Horizontal runs of twine bisecting the vertical diamonds formed by bamboo canes, and looping around each intersection to secure it, may provide extra climbing lattice in that most open part of the pattern, and extra support for hanging fruits.
Watermelon Hammocks
Heavy watermelon with their thin stems require extra support as they grow and mature or they will fall off the vine. A simple hammock or basket may be constructed in situ for each needful fruit. Here we describing something resembling a basketball net closed at the bottom, made with a simplified macrame. Using lark’s head knots, mount 4 or more cuts of twine from the trellis surrounding the anticipated size of the melon to present 8 usable hanging lengths. At a set height, tie each lark’s head pair together with a square knot and then divide these pairs to create square knots with their neighbors to tie them all together into one ring, and back together again, proceeding thusly downwards while drawing them in slightly closer with each iteration eventually closing the basket at the bottom with either an overhand knot with all the cords drawn together, or much more elegantly with a wrapping knot from macrame.
Vining Garden Plants
Vining vegetables benefit from frequent corrections to best climb the trellis vertically, especially early during the season. Guide plants to supports and redirect wayward curling tendrils early before they tighten and mature.

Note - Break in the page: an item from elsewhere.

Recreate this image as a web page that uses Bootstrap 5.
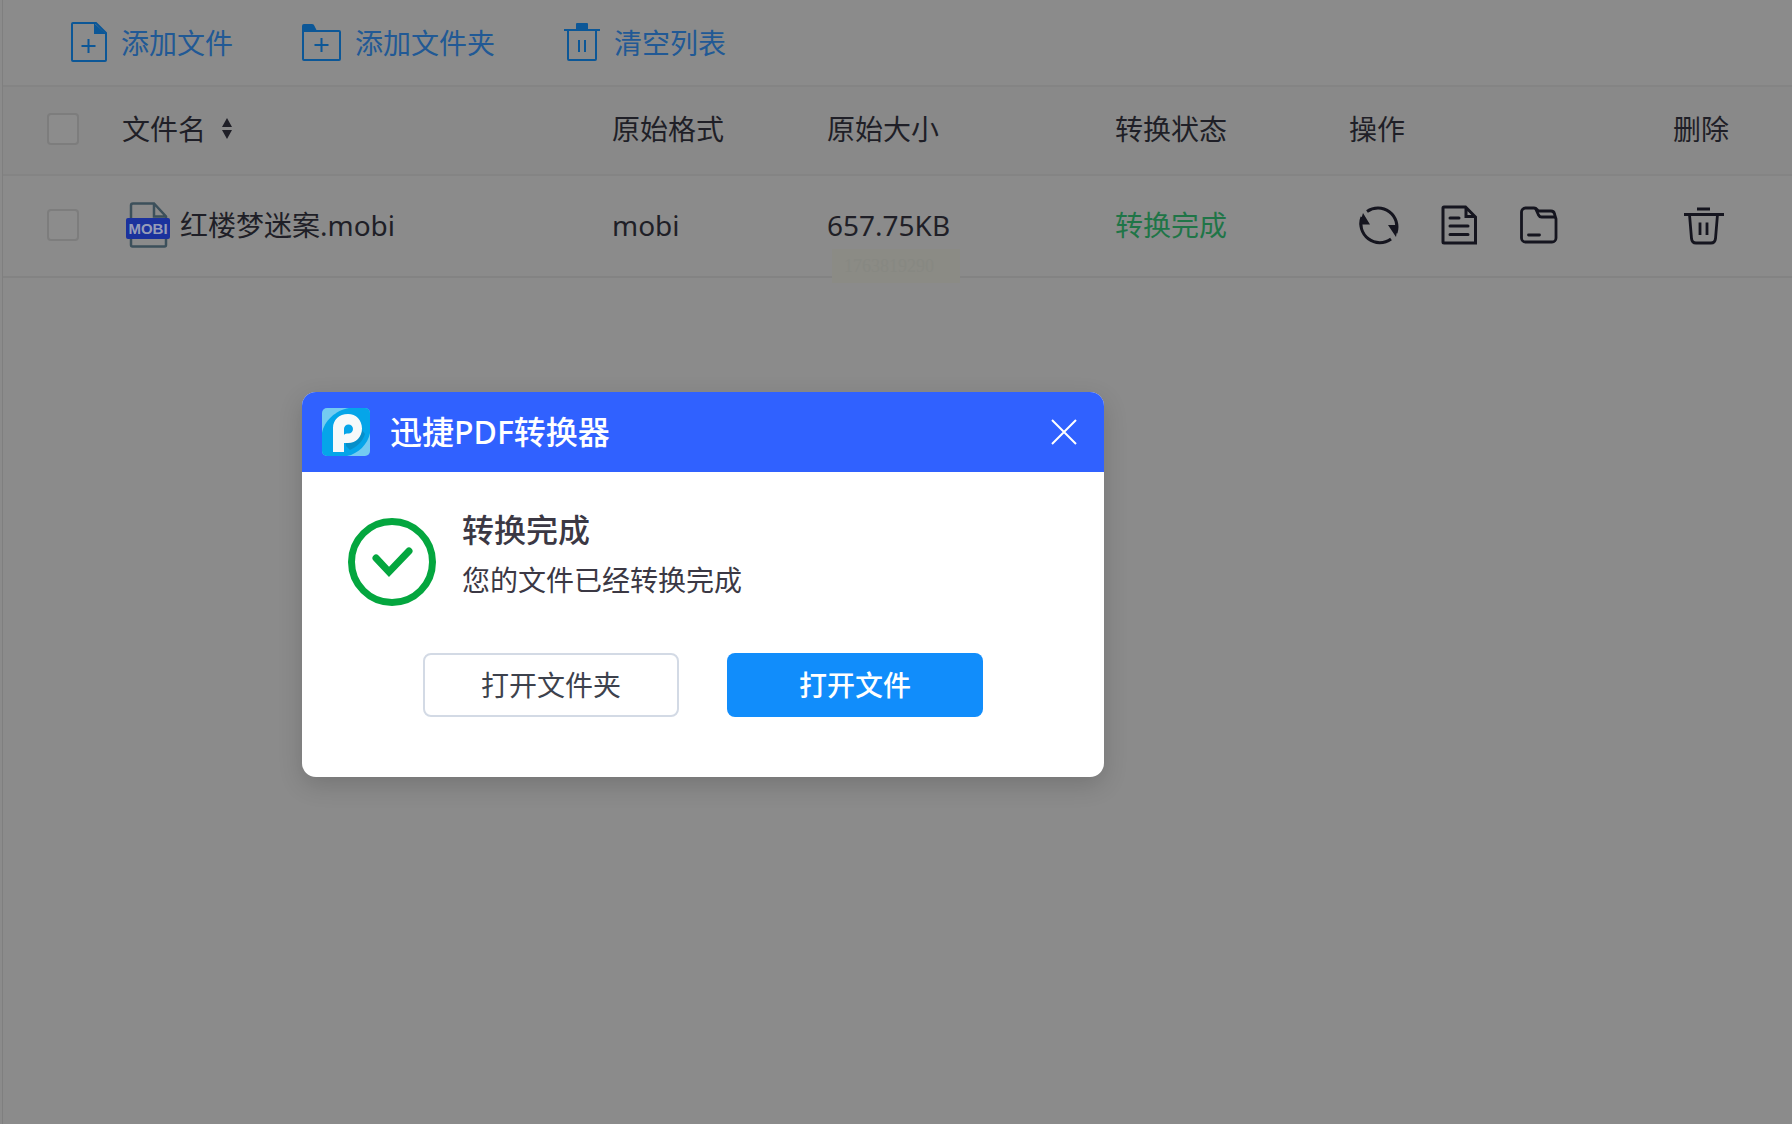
<!DOCTYPE html>
<html lang="zh-CN">
<head>
<meta charset="utf-8">
<meta name="viewport" content="width=device-width, initial-scale=1">
<title>迅捷PDF转换器</title>
<link href="https://cdn.jsdelivr.net/npm/bootstrap@5.3.0/dist/css/bootstrap.min.css" rel="stylesheet">
<style>
  body { background: #8b8b8b; color: #1f1f27; font-family: "Noto Sans", "Noto Sans CJK SC", sans-serif; font-size: 28px; line-height: 40px; }
  .workspace { margin-left: 2px; border-left: 1px solid #7f7f7f; }
  .toolbar { height: 87px; padding-left: 68px; column-gap: 69px; border-bottom: 2px solid #848484; }
  .plain { padding: 0; border: 0; background: none; color: #15151f; line-height: 0; }
  .tool { gap: 14px; color: #215995; }
  .tool svg { color: #0c5797; }
  .file-table { table-layout: fixed; width: 100%; }
  .file-table th { height: 88px; background: #898989; font-weight: 400; border-bottom: 2px solid #848484; }
  .file-table td { height: 102px; border-bottom: 2px solid #838383; }
  .file-table th, .file-table td { padding: 0 0 3px; vertical-align: middle; white-space: nowrap; }
  .file-table .form-check-input { display: block; width: 32px; height: 32px; margin: 0 0 0 44px; background-color: #8c8c8c; border: 2px solid #7d7d7d; border-radius: 4px; }
  .c-check, .c-del { width: 119px; }
  .c-format { width: 215px; }
  .c-size { width: 288px; }
  .c-status { width: 234px; }
  .c-ops { width: 324px; }
  .done { color: #1f7547; }
  .ops { gap: 38px; padding-left: 9px; }
  .size-tip { left: 5px; top: 73px; width: 128px; height: 34px; padding-left: 12px; background: #8b8b85; color: #878882; font-family: "Liberation Serif", serif; font-size: 18px; line-height: 34px; }
  .dialog { left: 302px; top: 392px; width: 802px; border-radius: 14px; background: #fff; color: #3b3844; box-shadow: 0 8px 24px rgba(0,0,0,.16); }
  .dialog-head { height: 80px; padding: 0 26px 0 20px; gap: 20px; background: #3061ff; color: #fff; font-size: 32px; font-weight: 500; }
  .dialog-body { padding: 36px 46px 60px; }
  .dialog-title { font-size: 32px; line-height: 44px; font-weight: 500; margin: 0 0 8px; }
  .dialog .btn { width: 256px; height: 64px; padding: 0; font-size: 28px; border-radius: 8px; }
  .btn-line { border: 2px solid #d3dae5; color: #3d424d; background: #fff; }
  .btn-fill, .btn-fill:hover { border: 0; background: #118dfb; color: #fff; font-weight: 500; }
  .btn-row { gap: 48px; margin-top: 47px; }
  .msg { gap: 24px; }
</style>
<script src="https://cdn.jsdelivr.net/npm/bootstrap@5.3.0/dist/js/bootstrap.bundle.min.js"></script>
</head>
<body>
<main class="workspace min-vh-100">
  <nav class="toolbar d-flex align-items-center" aria-label="文件操作">
    <button type="button" class="tool plain d-flex align-items-center">
      <svg width="36" height="42" viewBox="0 0 36 42" fill="none" stroke="currentColor" stroke-width="2"><path d="M2 1h23l10 10v27a1 1 0 0 1-1 1H2a1 1 0 0 1-1-1V2a1 1 0 0 1 1-1zM17.500 17v14M10.500 24h14"/><path d="M23 1l12 11H23z" fill="currentColor" stroke="none"/></svg>
      <span>添加文件</span>
    </button>
    <button type="button" class="tool plain d-flex align-items-center">
      <svg width="39" height="40" viewBox="0 0 39 40" fill="none" stroke="currentColor" stroke-width="2"><path d="M1 8h36a1 1 0 0 1 1 1v27a1 1 0 0 1-1 1H2a1 1 0 0 1-1-1zM19.500 15v14M12.500 22h14"/><path d="M0 3a2 2 0 0 1 2-2h8q2 0 2.500 2l2.500 5H0z" fill="currentColor" stroke="none"/></svg>
      <span>添加文件夹</span>
    </button>
    <button type="button" class="tool plain d-flex align-items-center">
      <svg width="36" height="40" viewBox="0 0 36 40" fill="none" stroke="currentColor" stroke-width="2"><path d="M0 7h36M4 7v29a1 1 0 0 0 1 1h26a1 1 0 0 0 1-1V7M15 17v12M21 17v12"/><path d="M12 7V1a1 1 0 0 1 1-1h10a1 1 0 0 1 1 1v6z" fill="currentColor" stroke="none"/></svg>
      <span>清空列表</span>
    </button>
  </nav>
  <table class="file-table">
    <thead>
      <tr>
        <th class="c-check"><input class="form-check-input" type="checkbox" aria-label="全选"></th>
        <th><span class="d-flex align-items-center gap-3">文件名
          <svg width="10" height="22" viewBox="0 0 10 22" fill="currentColor"><path d="M5 0l5 9H0zM0 12h10l-5 9z"/></svg></span></th>
        <th class="c-format">原始格式</th>
        <th class="c-size">原始大小</th>
        <th class="c-status">转换状态</th>
        <th class="c-ops">操作</th>
        <th class="c-del">删除</th>
      </tr>
    </thead>
    <tbody>
      <tr>
        <td><input class="form-check-input" type="checkbox" aria-label="选择 红楼梦迷案.mobi"></td>
        <td><span class="d-flex align-items-center">
          <svg class="ms-1 me-2" width="46" height="46" viewBox="1 0 46 46"><path d="M8 1.500h21l12 13V43a1.500 1.500 0 0 1-1.500 1.500h-32A1.500 1.500 0 0 1 6 43V3.500a2 2 0 0 1 2-2zM29 1.500v13h12" fill="none" stroke="#3c505b" stroke-width="2.500"/><rect x="1" y="16" width="44" height="21" rx="2" fill="#1b329d"/><text x="23" y="32" text-anchor="middle" font-family="Liberation Sans, sans-serif" font-weight="700" font-size="15" fill="#979db8">MOBI</text></svg>
          红楼梦迷案.mobi</span></td>
        <td>mobi</td>
        <td class="position-relative">657.75KB<span class="size-tip position-absolute">1763819290</span></td>
        <td class="done">转换完成</td>
        <td><div class="ops d-flex align-items-center">
          <button type="button" class="plain" aria-label="重新转换"><svg width="42" height="42" viewBox="0 0 42 42" fill="none" stroke="currentColor" stroke-width="3"><path d="M9 7.500A19 19 0 0 1 38 29"/><path d="M33 35A19 19 0 0 1 4 13"/><path d="M30 21h10l-2 12zM12 20.500H1.500L5 9z" fill="currentColor" stroke="none"/></svg></button>
          <button type="button" class="plain" aria-label="打开文件"><svg width="42" height="42" viewBox="0 0 42 42" fill="none" stroke="currentColor" stroke-width="3"><path d="M6 3h21.500l10 10v26H6a1 1 0 0 1-1-1V4a1 1 0 0 1 1-1zM28 3v9.500h9"/><path d="M12 14h9M12 22h18M12 30.500h18" stroke-linecap="round"/></svg></button>
          <button type="button" class="plain" aria-label="打开文件夹"><svg width="42" height="42" viewBox="0 0 42 42" fill="none" stroke="currentColor" stroke-width="2.800"><path d="M3.500 8a4 4 0 0 1 4-4h8.500q2 0 3 1.500l1.500 1.500H33q3 0 3.500 3l1.500 5v19a4 4 0 0 1-4 4H7.500a4 4 0 0 1-4-4z"/><path d="M17.500 4.500l3 6.500q1 2 3 2h13.500"/><path d="M10.500 31h11" stroke-linecap="round"/></svg></button>
        </div></td>
        <td><button type="button" class="plain ms-2" aria-label="删除"><svg width="46" height="42" viewBox="0 0 46 42" fill="none" stroke="currentColor" stroke-width="2.800"><path d="M16 4h13M3 9.500h40M8.500 9.500l2 24q.500 4.500 4.500 4.500h15q4 0 4.500-4.500l2-24M19 17.500v12.500M26 17.500v12.500"/></svg></button></td>
      </tr>
    </tbody>
  </table>
</main>

<section class="dialog position-absolute overflow-hidden" role="dialog" aria-labelledby="dlg-name">
  <header class="dialog-head d-flex align-items-center">
    <svg width="48" height="48" viewBox="0 0 48 48"><defs><clipPath id="tile"><rect width="48" height="48" rx="5"/></clipPath></defs><g clip-path="url(#tile)"><rect width="48" height="48" fill="#74cbf1"/><path d="M0 25C2 13 14 2 27 0h21v25C46 36 36 46 25 48H0z" fill="#05a5e9"/><path d="M24 35c10 0 15-7 16-13l3 4c-3 9-9 13-15 16l-4-4z" fill="#078fc9"/><path d="M11 44V20C11 12 17 6 26 6c8 0 14 6 14 14.500S34 35 26 35h-4v9z" fill="#f7f9fa"/><path d="M22 27v-6a4.500 4.500 0 1 1 4.500 4.500c-2 0-4 0-4.500 1.500z" fill="#05a5e9"/></g></svg>
    <span id="dlg-name" class="flex-grow-1">迅捷PDF转换器</span>
    <button type="button" class="plain text-white" aria-label="关闭"><svg width="28" height="28" viewBox="0 0 28 28" fill="none" stroke="currentColor" stroke-width="2"><path d="M2 2l24 24M26 2L2 26"/></svg></button>
  </header>
  <div class="dialog-body">
    <div class="msg d-flex align-items-start">
      <svg class="mt-2" width="90" height="90" viewBox="0 0 90 90" fill="none" stroke="#04a63f" stroke-width="7"><circle cx="44" cy="46" r="40.500"/><path d="M28 42l13 14 20-21" stroke-linecap="round" stroke-linejoin="miter"/></svg>
      <div>
        <h1 class="dialog-title">转换完成</h1>
        <p class="m-0">您的文件已经转换完成</p>
      </div>
    </div>
    <div class="btn-row d-flex justify-content-center">
      <button type="button" class="btn btn-line">打开文件夹</button>
      <button type="button" class="btn btn-fill">打开文件</button>
    </div>
  </div>
</section>
</body>
</html>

Indeterminate tomato varieties which keep growing to an unfixed size, as well as cucurbits which include muskmelons, watermelons, cucumbers, squash, pumpkins, etc, all can be encouraged to grow upwards to cover more of the trellis by snipping off lateral branchings which divert growth energy. These emerge from between the main stem and leaf stems. Take care not to snip flower stems which grow similarly. Let them branch more freely to infill the trellis when they have climbed closer to the top.
Cold-hardy perennials should regrow from the ground each year to be properly suited to this temporary structure, so speaking for my own latitude I’d suggest American Groundnut (Apios americana), a blooming, tuber-forming, and nitrogen-fixing fabacea, or the delicious Maypop Passionflower (Passiflora incarnata).